# start of DATA LINES
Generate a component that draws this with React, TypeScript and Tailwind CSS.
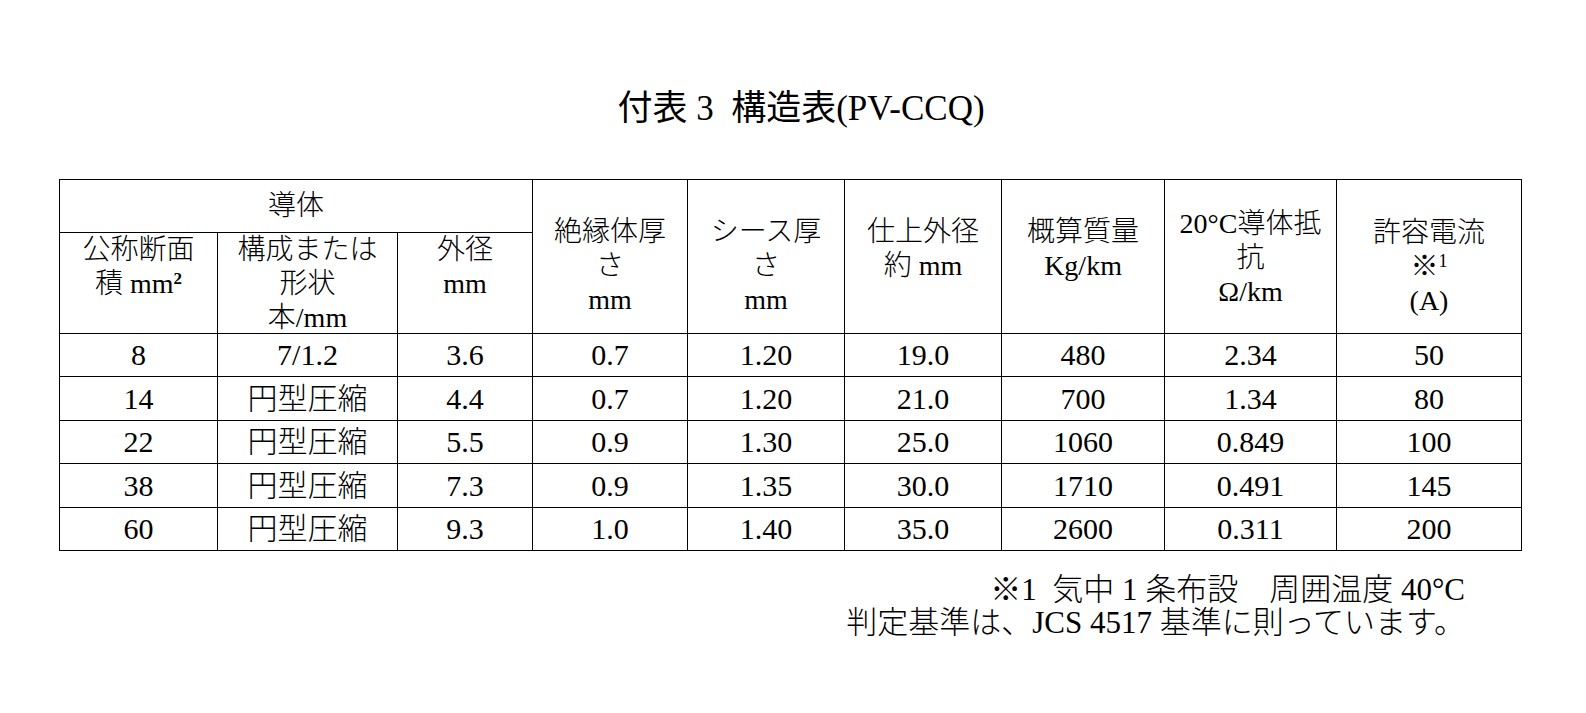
import React from 'react';

const rows = [
  ['8', '7/1.2', '3.6', '0.7', '1.20', '19.0', '480', '2.34', '50'],
  ['14', '円型圧縮', '4.4', '0.7', '1.20', '21.0', '700', '1.34', '80'],
  ['22', '円型圧縮', '5.5', '0.9', '1.30', '25.0', '1060', '0.849', '100'],
  ['38', '円型圧縮', '7.3', '0.9', '1.35', '30.0', '1710', '0.491', '145'],
  ['60', '円型圧縮', '9.3', '1.0', '1.40', '35.0', '2600', '0.311', '200'],
];

const widths = [158, 180, 135, 155, 157, 157, 163, 172, 185];

export default function App() {
  return (
    <div
      className="w-[1586px] h-[713px] bg-white text-black overflow-hidden flex flex-col"
      style={{ fontFamily: '"Liberation Serif", "Noto Sans CJK JP", serif' }}
    >
      {/* Title */}
      <h1 className="pt-[89px] h-[129px] text-[35px] leading-[40px] font-normal text-center pl-[16px]">
        付表 3&nbsp; 構造表(PV-CCQ)
      </h1>

      {/* Table */}
      <table className="mt-[50px] ml-[59px] w-[1462px] table-fixed border-collapse font-light text-center">
        <colgroup>
          {widths.map((w, i) => (
            <col key={i} style={{ width: w }} />
          ))}
        </colgroup>
        <thead className="text-[28px] leading-[34px]">
          <tr className="h-[53px]">
            <th colSpan={3} className="border border-black font-light align-middle">導体</th>
            <th rowSpan={2} className="border border-black font-light align-top pt-[35px]">
              絶縁体厚<br />さ<br />mm
            </th>
            <th rowSpan={2} className="border border-black font-light align-top pt-[35px]">
              シース厚<br />さ<br />mm
            </th>
            <th rowSpan={2} className="border border-black font-light align-top pt-[35px]">
              仕上外径<br />約 mm
            </th>
            <th rowSpan={2} className="border border-black font-light align-top pt-[35px]">
              概算質量<br />Kg/km
            </th>
            <th rowSpan={2} className="border border-black font-light align-top pt-[27px]">
              20°C導体抵<br />抗<br />Ω/km
            </th>
            <th rowSpan={2} className="border border-black font-light align-top pt-[36px]">
              許容電流<br />
              ※<span className="relative -top-[9px] text-[18px] leading-none">1</span>
              <br />(A)
            </th>
          </tr>
          <tr className="h-[101px]">
            <th className="border border-black font-light align-top p-0">
              <div className="h-[98px]">
                公称断面<br />積 mm<span className="relative -top-[9px] text-[17px] font-bold leading-none">2</span>
              </div>
            </th>
            <th className="border border-black font-light align-top p-0">
              <div className="h-[98px]">
                構成または<br />形状<br />本/mm
              </div>
            </th>
            <th className="border border-black font-light align-top p-0">
              <div className="h-[98px]">
                外径<br />mm
              </div>
            </th>
          </tr>
        </thead>
        <tbody className="text-[30px] leading-[34px]">
          {rows.map((r, i) => (
            <tr key={i} className={i % 2 === 0 ? 'h-[43px]' : 'h-[44px]'}>
              {r.map((c, j) => (
                <td key={j} className="border border-black align-middle">{c}</td>
              ))}
            </tr>
          ))}
        </tbody>
      </table>

      {/* Notes */}
      <div className="mt-[22px] pr-[121px] text-right text-[31px] leading-[33px] font-light">
        <p>※1&nbsp; 気中 1 条布設　周囲温度 40°C</p>
        <p>判定基準は、JCS 4517 基準に則っています。</p>
      </div>
    </div>
  );
}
# end of DATA LINES
EXERCISE PROMPT: Without the pictures, please reproduce each line of the listing above exactly, from the first one through the line bearing "163, 172, 185];".

WORKED ANSWER:
Generate a component that draws this with React, TypeScript and Tailwind CSS.
import React from 'react';

const rows = [
  ['8', '7/1.2', '3.6', '0.7', '1.20', '19.0', '480', '2.34', '50'],
  ['14', '円型圧縮', '4.4', '0.7', '1.20', '21.0', '700', '1.34', '80'],
  ['22', '円型圧縮', '5.5', '0.9', '1.30', '25.0', '1060', '0.849', '100'],
  ['38', '円型圧縮', '7.3', '0.9', '1.35', '30.0', '1710', '0.491', '145'],
  ['60', '円型圧縮', '9.3', '1.0', '1.40', '35.0', '2600', '0.311', '200'],
];

const widths = [158, 180, 135, 155, 157, 157, 163, 172, 185];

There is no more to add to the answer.